Ten minutes later he bent down and wrapped his daughter in his arms.
“I love you,” he said. She nodded into his chest as her tears welled. She needed both- the words and the hug.
I spent the rest of the day thinking about touch, how we might not know how much we need it or take it for granted.
I held all of my babies from the minute they were born until they could sit on their own without toppling over and hurting themselves. Even then I’d follow their lead and carry them if they wanted me to. My arms would ache, but I got so strong! I remember feeling overwhelmed with each child as I looked months ahead, realizing that they would be attached at the hip and then the backpack for at least 18 months.
I also recall vividly the struggle I had inside as well-meaning friends and family would tell me, “Put him down!
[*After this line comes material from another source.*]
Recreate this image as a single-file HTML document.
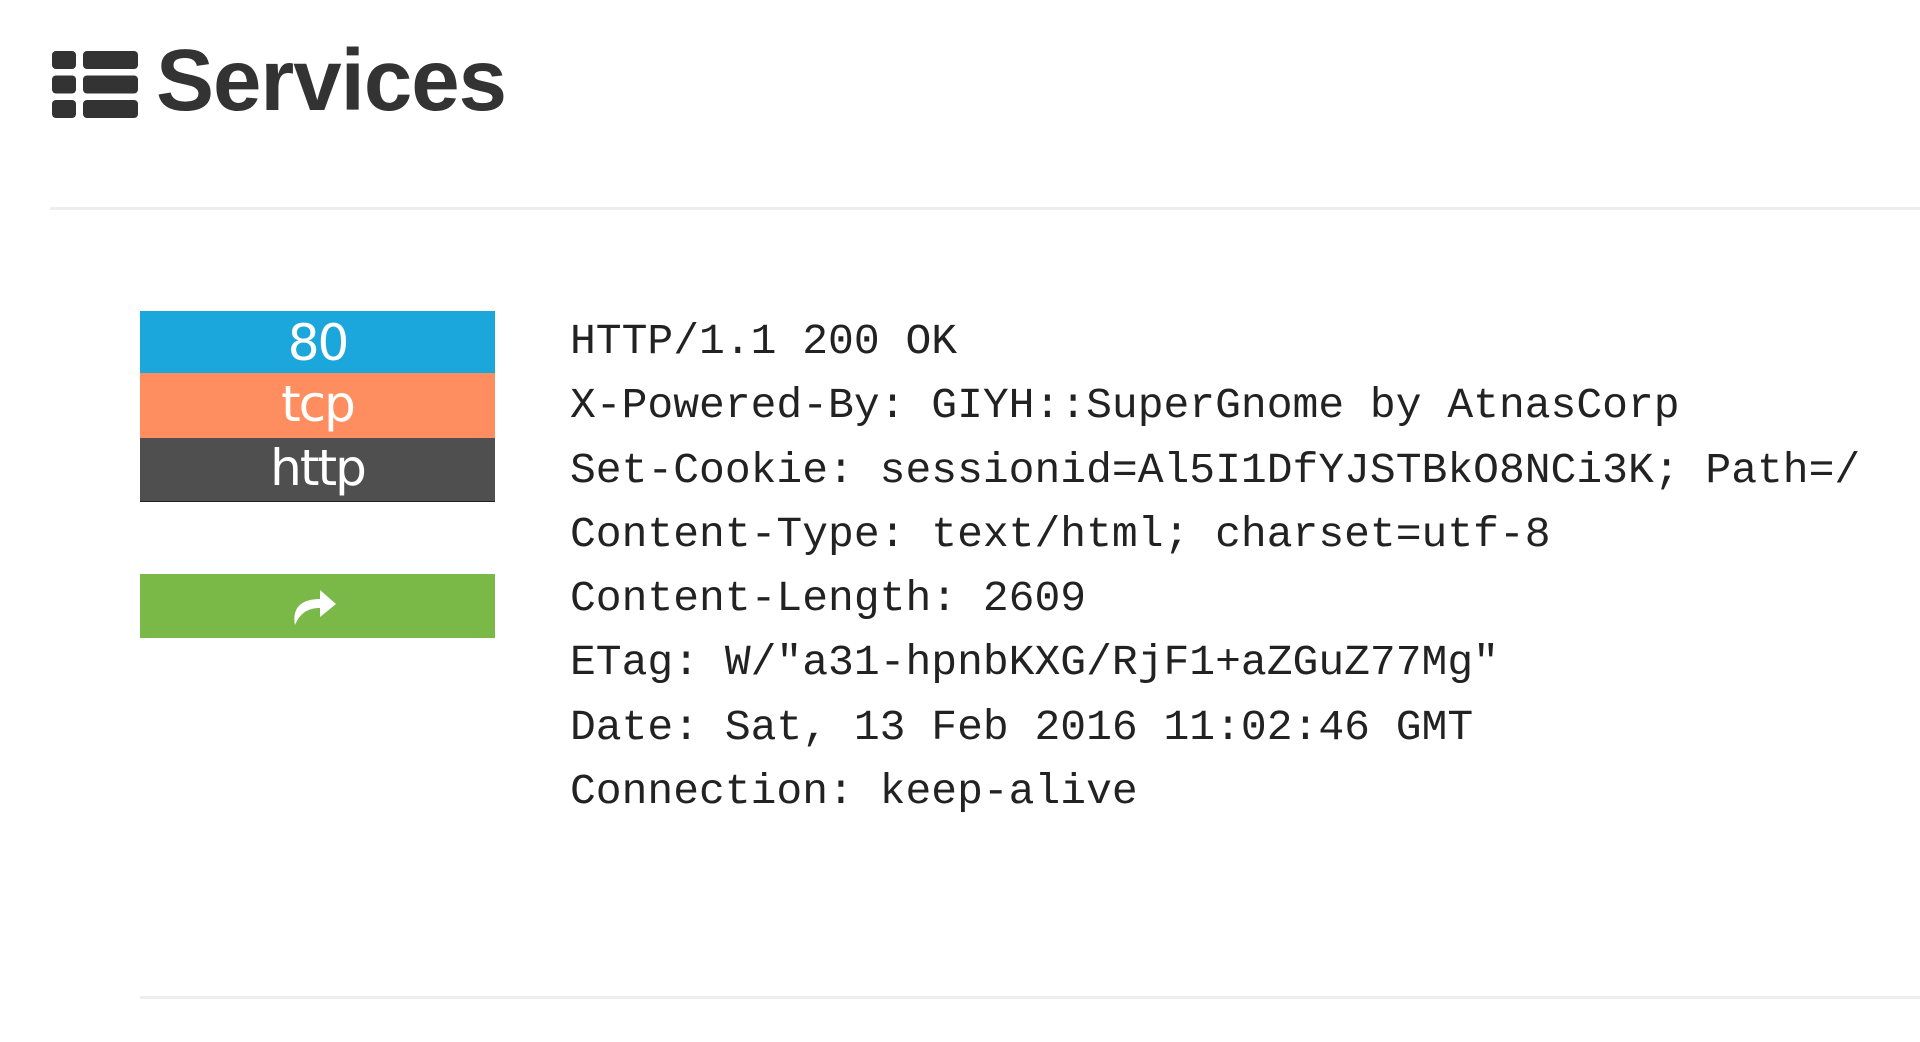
<!DOCTYPE html>
<html><head><style>
html,body{margin:0;padding:0;background:#fff;width:1920px;height:1042px;overflow:hidden;position:relative}
.title{position:absolute;left:156px;top:31px;font:bold 87px "Liberation Sans",sans-serif;color:#333;letter-spacing:-1px}
.hr{position:absolute;height:3px;background:#eee}
.badge{position:absolute;left:140px;width:355px;color:#fff;text-align:center;font:50px "DejaVu Sans","Liberation Sans",sans-serif;letter-spacing:-2px}
.pre{position:absolute;left:570px;top:310px;font:43px "Liberation Mono",monospace;line-height:64.3px;color:#222;white-space:pre;margin:0}
</style></head><body>
<svg style="position:absolute;left:52px;top:51px" width="86" height="67" viewBox="0 0 86 67">
<g fill="#333">
<rect x="0" y="0" width="24" height="18" rx="4"/><rect x="31" y="0" width="55" height="18" rx="4"/>
<rect x="0" y="24.5" width="24" height="18" rx="4"/><rect x="31" y="24.5" width="55" height="18" rx="4"/>
<rect x="0" y="49" width="24" height="18" rx="4"/><rect x="31" y="49" width="55" height="18" rx="4"/>
</g></svg>
<div class="title">Services</div>
<div class="hr" style="left:50px;right:0;top:207px"></div>
<div class="badge" style="top:311px;height:62px;line-height:64px;background:#1ba7db">80</div>
<div class="badge" style="top:373px;height:65px;line-height:62px;background:#fe8e5f">tcp</div>
<div class="badge" style="top:438px;height:63px;line-height:60px;background:#4f4f4f;border-bottom:1px solid #222">http</div>
<div class="badge" style="top:574px;height:64px;background:#7ab948">
<svg style="position:absolute;left:152px;top:13px" width="50" height="40" viewBox="0 0 50 40"><path d="M3 38 C0 22 8 12 28 12 L28 3 L44 17 L28 30 L28 21 C16 21 8 26 3 38 Z" fill="#fff"/></svg>
</div>
<pre class="pre">HTTP/1.1 200 OK
X-Powered-By: GIYH::SuperGnome by AtnasCorp
Set-Cookie: sessionid=Al5I1DfYJSTBkO8NCi3K; Path=/
Content-Type: text/html; charset=utf-8
Content-Length: 2609
ETag: W/"a31-hpnbKXG/RjF1+aZGuZ77Mg"
Date: Sat, 13 Feb 2016 11:02:46 GMT
Connection: keep-alive</pre>
<div class="hr" style="left:140px;right:0;top:996px"></div>
</body></html>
You can’t hold him all the time!” Believe me, there were times when I had wished for more time with no touch from anyone because I was always sought out for a hug, a wrestle, or as a comfy place to sit on or next to.
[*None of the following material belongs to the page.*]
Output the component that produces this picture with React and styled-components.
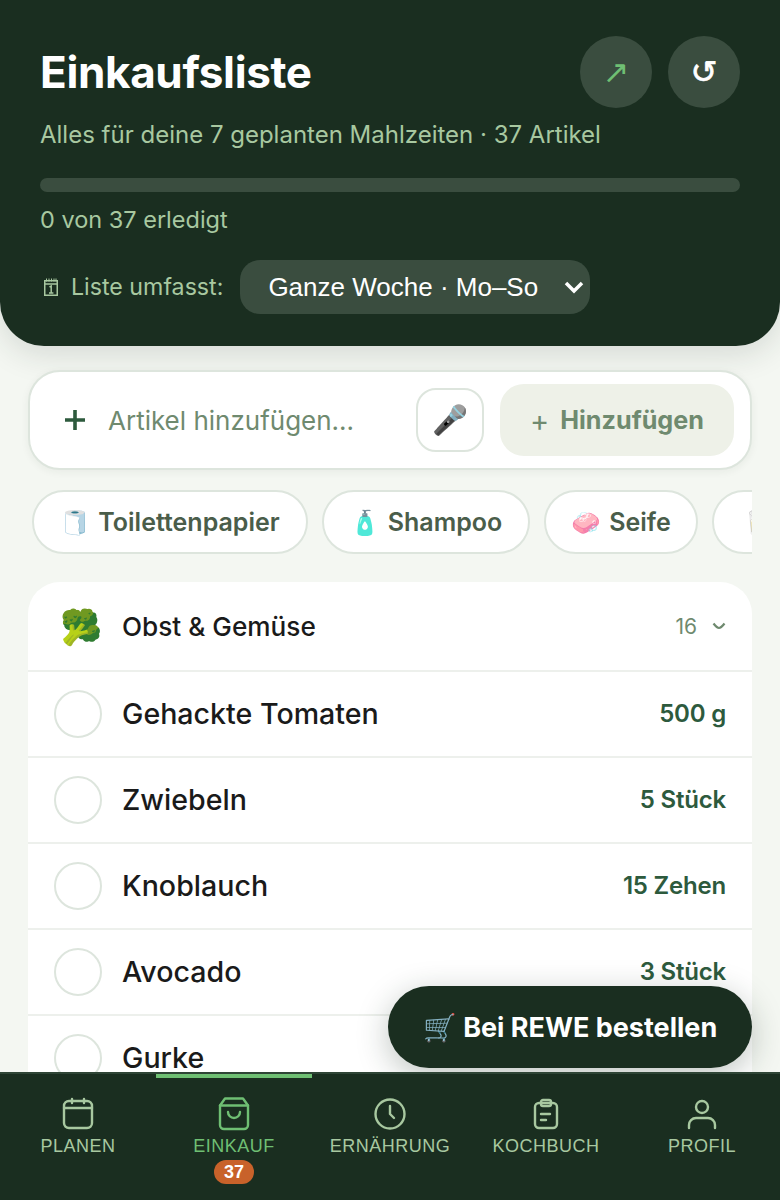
import React from 'react';
import styled, { createGlobalStyle } from 'styled-components';

const GlobalStyle = createGlobalStyle`
	html, body { margin: 0; padding: 0; background: #f4f7f2; }
	* { box-sizing: border-box; }
`;

const FONT = `"Inter", "Noto Sans", sans-serif`;

const chips = [
	{ emoji: '🧻', text: 'Toilettenpapier', width: 276 },
	{ emoji: '🧴', text: 'Shampoo', width: 208 },
	{ emoji: '🧼', text: 'Seife', width: 154 },
	{ emoji: '🥛', width: 120 },
];

const items = [
	{ name: 'Gehackte Tomaten', amount: '500 g' },
	{ name: 'Zwiebeln', amount: '5 Stück' },
	{ name: 'Knoblauch', amount: '15 Zehen' },
	{ name: 'Avocado', amount: '3 Stück' },
	{ name: 'Gurke' },
];

const CalendarIcon = () => (
	<NavSvg viewBox="0 0 36 36">
		<rect x="4" y="5" width="28" height="27" rx="5" />
		<path d="M4 12h28M12 3v4M24 3v4" />
	</NavSvg>
);

const BagIcon = () => (
	<NavSvg viewBox="0 0 36 36">
		<path d="M9 2.5h18l5 7V29a4 4 0 0 1-4 4H8a4 4 0 0 1-4-4V9.5z" />
		<path d="M4 9.5h28M12 16a6 6 0 0 0 12 0" />
	</NavSvg>
);

const ClockIcon = () => (
	<NavSvg viewBox="0 0 36 36">
		<circle cx="18" cy="18" r="14.5" />
		<path d="M18 10v8l4 4" />
	</NavSvg>
);

const ClipboardIcon = () => (
	<NavSvg viewBox="0 0 36 36">
		<rect x="7" y="7" width="22" height="25" rx="4" />
		<rect x="13" y="4" width="10" height="6" rx="2" />
		<path d="M13 18h9M13 24h5" />
	</NavSvg>
);

const PersonIcon = () => (
	<NavSvg viewBox="0 0 36 36">
		<circle cx="18" cy="11" r="6" />
		<path d="M5 32v-3a7 7 0 0 1 7-7h12a7 7 0 0 1 7 7v3" />
	</NavSvg>
);

const navItems = [
	{ label: 'PLANEN', Icon: CalendarIcon },
	{ label: 'EINKAUF', Icon: BagIcon, active: true, badge: 37 },
	{ label: 'ERNÄHRUNG', Icon: ClockIcon },
	{ label: 'KOCHBUCH', Icon: ClipboardIcon },
	{ label: 'PROFIL', Icon: PersonIcon },
];

export default function App() {
	return (
		<>
			<GlobalStyle />
			<Screen>
				<Content>
					<Header>
						<TitleRow>
							<Title>Einkaufsliste</Title>
							<HeaderActions>
								<RoundButton $color="#6fbf73">↗</RoundButton>
								<RoundButton $color="#ffffff" $heavy>↺</RoundButton>
							</HeaderActions>
						</TitleRow>
						<Subtitle>Alles für deine 7 geplanten Mahlzeiten · 37 Artikel</Subtitle>
						<ProgressTrack />
						<ProgressText>0 von 37 erledigt</ProgressText>
						<ScopeRow>
							<ScopeLabel>
								<ScopeIcon viewBox="0 0 14 18">
									<rect x="0.75" y="2.75" width="12.5" height="14.5" />
									<path d="M0.75 6h12.5" />
									<path d="M2.5 0.5v3M5 0.5v3M7.5 0.5v3M10 0.5v3M12 0.5v3" strokeWidth="1" />
									<path d="M5.5 9l1.7-1v7M5 15h4.4" />
								</ScopeIcon>
								Liste umfasst:
							</ScopeLabel>
							<SelectWrap>
								<ScopeSelect defaultValue="week">
									<option value="week">Ganze Woche · Mo–So</option>
								</ScopeSelect>
								<SelectChevron viewBox="0 0 20 14">
									<path d="M2 3l8 8 8-8" />
								</SelectChevron>
							</SelectWrap>
						</ScopeRow>
					</Header>

					<Body>
						<AddCard>
							<AddIcon viewBox="0 0 22 22">
								<path d="M11 1v20M1 11h20" />
							</AddIcon>
							<AddInput placeholder="Artikel hinzufügen..." />
							<MicButton>🎤</MicButton>
							<AddButton><AddPlus>+</AddPlus>Hinzufügen</AddButton>
						</AddCard>

						<ChipRow>
							{chips.map((chip) => (
								<Chip key={chip.emoji} $width={chip.width} $bare={!chip.text}>
									<ChipEmoji>{chip.emoji}</ChipEmoji>
									{chip.text}
								</Chip>
							))}
						</ChipRow>

						<ListCard>
							<CategoryRow>
								<CategoryEmoji>🥦</CategoryEmoji>
								<CategoryName>Obst &amp; Gemüse</CategoryName>
								<CategoryCount>16</CategoryCount>
								<CategoryChevron viewBox="0 0 14 8">
									<path d="M1.5 1.5Q5 6 7 6T12.5 1.5" />
								</CategoryChevron>
							</CategoryRow>
							{items.map((item) => (
								<ItemRow key={item.name}>
									<Check />
									<ItemName>{item.name}</ItemName>
									{item.amount && <ItemAmount>{item.amount}</ItemAmount>}
								</ItemRow>
							))}
						</ListCard>
					</Body>

					<OrderButton>🛒 Bei REWE bestellen</OrderButton>
				</Content>

				<Nav>
					{navItems.map(({ label, Icon, active, badge }) => (
						<NavItem key={label} $active={active}>
							<Icon />
							<NavLabel>{label}</NavLabel>
							{badge && <NavBadge>{badge}</NavBadge>}
						</NavItem>
					))}
				</Nav>
			</Screen>
		</>
	);
}

const Screen = styled.div`
	width: 780px;
	height: 1200px;
	display: flex;
	flex-direction: column;
	overflow: hidden;
	background: #f4f7f2;
	font-family: ${FONT};
`;

const Content = styled.main`
	position: relative;
	flex: 1;
	min-height: 0;
	overflow: hidden;
`;

const Header = styled.header`
	height: 346px;
	padding: 36px 40px 0;
	background: #1a2e20;
	border-radius: 0 0 44px 44px;
	box-shadow: 0 8px 32px rgba(26, 46, 32, 0.14);
`;

const TitleRow = styled.div`
	display: flex;
	align-items: center;
	justify-content: space-between;
	height: 72px;
`;

const Title = styled.h1`
	margin: 0;
	font-size: 44px;
	font-weight: 700;
	letter-spacing: -0.35px;
	color: #ffffff;
`;

const HeaderActions = styled.div`
	display: flex;
	gap: 16px;
`;

const RoundButton = styled.button`
	width: 72px;
	height: 72px;
	padding: 0;
	border: none;
	border-radius: 50%;
	background: #3a4d3f;
	color: ${(props) => props.$color};
	font-family: "DejaVu Sans", sans-serif;
	font-size: 32px;
	font-weight: 400;
	-webkit-text-stroke: ${(props) => (props.$heavy ? '0.7px' : '0')};
`;

const Subtitle = styled.p`
	margin: 10px 0 0;
	font-size: 24px;
	line-height: 34px;
	color: #a8c8a0;
`;

const ProgressTrack = styled.div`
	height: 14px;
	margin-top: 26px;
	border-radius: 7px;
	background: #3a4d3f;
`;

const ProgressText = styled.div`
	margin-top: 12px;
	font-size: 23.5px;
	line-height: 32px;
	color: #a8c8a0;
`;

const ScopeRow = styled.div`
	display: flex;
	align-items: center;
	gap: 17px;
	margin-top: 24px;
`;

const ScopeLabel = styled.span`
	display: flex;
	align-items: center;
	font-size: 23.2px;
	color: #a8c8a0;
`;

const ScopeIcon = styled.svg`
	flex: none;
	width: 14px;
	height: 18px;
	margin: 0 13px 0 4px;
	fill: none;
	stroke: #a8c8a0;
	stroke-width: 1.5;
`;

const SelectWrap = styled.div`
	position: relative;
	display: flex;
`;

const ScopeSelect = styled.select`
	width: 350px;
	height: 54px;
	padding: 0 28px;
	border: none;
	border-radius: 20px;
	background: #3a4d3f;
	color: #ffffff;
	font-family: "Liberation Sans", Arial, sans-serif;
	font-size: 26px;
	appearance: none;
`;

const SelectChevron = styled.svg`
	position: absolute;
	top: 20px;
	right: 6px;
	width: 20px;
	height: 14px;
	fill: none;
	stroke: #ffffff;
	stroke-width: 3.5;
	pointer-events: none;
`;

const Body = styled.div`
	padding: 24px 28px 0;
`;

const AddCard = styled.div`
	display: flex;
	align-items: center;
	height: 100px;
	padding: 0 16px 0 34px;
	background: #ffffff;
	border: 2px solid #dde5dd;
	border-radius: 32px;
	box-shadow: 0 2px 8px rgba(26, 46, 32, 0.06);
`;

const AddIcon = styled.svg`
	flex: none;
	width: 22px;
	height: 22px;
	margin-right: 22px;
	fill: none;
	stroke: #2d5a3d;
	stroke-width: 3.6;
`;

const AddInput = styled.input`
	flex: 1;
	min-width: 0;
	padding: 0;
	border: none;
	outline: none;
	background: transparent;
	font-family: ${FONT};
	font-size: 26px;
	&::placeholder { color: #6f8a6f; opacity: 1; }
`;

const MicButton = styled.button`
	flex: none;
	width: 68px;
	height: 64px;
	padding: 0;
	border: 2px solid #dde5dd;
	border-radius: 20px;
	background: #ffffff;
	font-size: 29px;
`;

const AddButton = styled.button`
	flex: none;
	display: flex;
	align-items: center;
	justify-content: center;
	width: 234px;
	height: 72px;
	margin-left: 16px;
	padding: 0;
	border: none;
	border-radius: 24px;
	background: #eef1e8;
	color: #6f8a6f;
	font-family: ${FONT};
	font-size: 25.2px;
	font-weight: 700;
`;

const AddPlus = styled.span`
	margin-right: 11px;
	font-size: 29px;
	font-weight: 400;
`;

const ChipRow = styled.div`
	display: flex;
	gap: 14px;
	margin-top: 20px;
	padding-left: 4px;
	overflow: hidden;
`;

const Chip = styled.button`
	flex: none;
	display: flex;
	align-items: center;
	justify-content: ${(props) => (props.$bare ? 'flex-start' : 'center')};
	gap: 8px;
	width: ${(props) => props.$width}px;
	height: 64px;
	padding: 0 ${(props) => (props.$bare ? '28px' : '0')};
	border: 2px solid #dde5dd;
	border-radius: 32px;
	background: #ffffff;
	color: #4a5d4a;
	font-family: ${FONT};
	font-size: 25px;
	font-weight: 600;
`;

const ChipEmoji = styled.span`
	font-size: 24px;
`;

const ListCard = styled.section`
	margin-top: 28px;
	background: #ffffff;
	border-radius: 32px 32px 0 0;
`;

const CategoryRow = styled.div`
	display: flex;
	align-items: center;
	height: 90px;
	padding: 0 26px 0 32px;
	border-bottom: 2px solid #edf0ec;
`;

const CategoryEmoji = styled.span`
	width: 62px;
	font-size: 34px;
`;

const CategoryName = styled.span`
	flex: 1;
	font-size: 26.2px;
	font-weight: 450;
	color: #1a1a1a;
`;

const CategoryCount = styled.span`
	margin-right: 15px;
	font-size: 21px;
	color: #6f8a6f;
`;

const CategoryChevron = styled.svg`
	width: 14px;
	height: 8px;
	fill: none;
	stroke: #6f8a6f;
	stroke-width: 2.2;
`;

const ItemRow = styled.div`
	display: flex;
	align-items: center;
	height: 86px;
	padding: 0 26px;
	border-bottom: 2px solid #edf0ec;
`;

const Check = styled.span`
	flex: none;
	width: 48px;
	height: 48px;
	margin-right: 20px;
	border: 2px solid #dde5dd;
	border-radius: 50%;
`;

const ItemName = styled.span`
	flex: 1;
	margin-top: -2px;
	font-size: 28.6px;
	font-weight: 450;
	color: #1a1a1a;
`;

const ItemAmount = styled.span`
	margin-top: -2px;
	font-size: 24px;
	font-weight: 600;
	letter-spacing: -0.2px;
	color: #2d5a3d;
`;

const OrderButton = styled.button`
	position: absolute;
	right: 28px;
	bottom: 4px;
	width: 364px;
	height: 82px;
	padding: 0;
	border: none;
	border-radius: 41px;
	background: #1a2e20;
	color: #ffffff;
	font-family: ${FONT};
	font-size: 27px;
	font-weight: 700;
	box-shadow: 0 8px 32px rgba(26, 46, 32, 0.28);
`;

const Nav = styled.nav`
	flex: none;
	display: grid;
	grid-template-columns: repeat(5, 156px);
	height: 128px;
	background: #1a2e20;
	border-top: 2px solid #2f4536;
	font-family: "Liberation Sans", Arial, sans-serif;
`;

const NavItem = styled.div`
	position: relative;
	display: flex;
	flex-direction: column;
	align-items: center;
	padding-top: 22px;
	color: ${(props) => (props.$active ? '#6fbf73' : '#a8c8a0')};

	${(props) => props.$active && `
		&::before {
			content: '';
			position: absolute;
			top: 0;
			left: 0;
			right: 0;
			height: 4px;
			background: #6fbf73;
		}
	`}
`;

const NavSvg = styled.svg`
	flex: none;
	width: 36px;
	height: 36px;
	fill: none;
	stroke: currentColor;
	stroke-width: 2.4;
	stroke-linecap: round;
	stroke-linejoin: round;
`;

const NavLabel = styled.span`
	margin-top: 2px;
	font-size: 18px;
	letter-spacing: 0.5px;
	line-height: 24px;
`;

const NavBadge = styled.span`
	width: 40px;
	height: 24px;
	margin-top: 2px;
	border-radius: 12px;
	background: #c8622a;
	color: #ffffff;
	font-size: 18px;
	font-weight: 700;
	line-height: 24px;
	text-align: center;
`;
But I know I did the right thing. And I’d do it all over again because it brought so much peace and happiness and security into my life and the lives of my children.
These days I’m aware of how precious a hug is. I stood in the kitchen with my 14-year-old son last night and saw a depressed soul. He was just tired, but he really looked like he needed a hug. So, I bridged the gap between us and pulled him to my shoulder and told him, “I love you.” “Love you, too,” he quietly answered. Seconds later he hit me in the arm signalling the need to provoke me to wrestle or chase him.
I’m watching my children grow up and out of my home. But they will never outgrow the need to be touched. That realization brought me to contemplate all of you who have nobody who needs you to pick them up, to comfort them, or to wrestle or play with them.
There’s so much research that validates the need to touch and to be touched. In her article,“Do People Need Human Touch?“, Nori Soriano lists a few of the benefits”
- proper development
- to avoid creating a vicious cycle of neglect
But I don’t need the research really because I know how it feels and I know what I’ve seen as I’ve watched my children get their needs met. I understand the criticism when I hug anyone and everyone. I get it that it makes some observers uncomfortable. But the recipients never complain when they get touched. Sometimes I give arm punch or a teasing shove when a hug is too intrusive.
Be courageous and kind today and reach out and touch someone. 🙂
I came across this video last week on Facebook. It says a lot. Enjoy!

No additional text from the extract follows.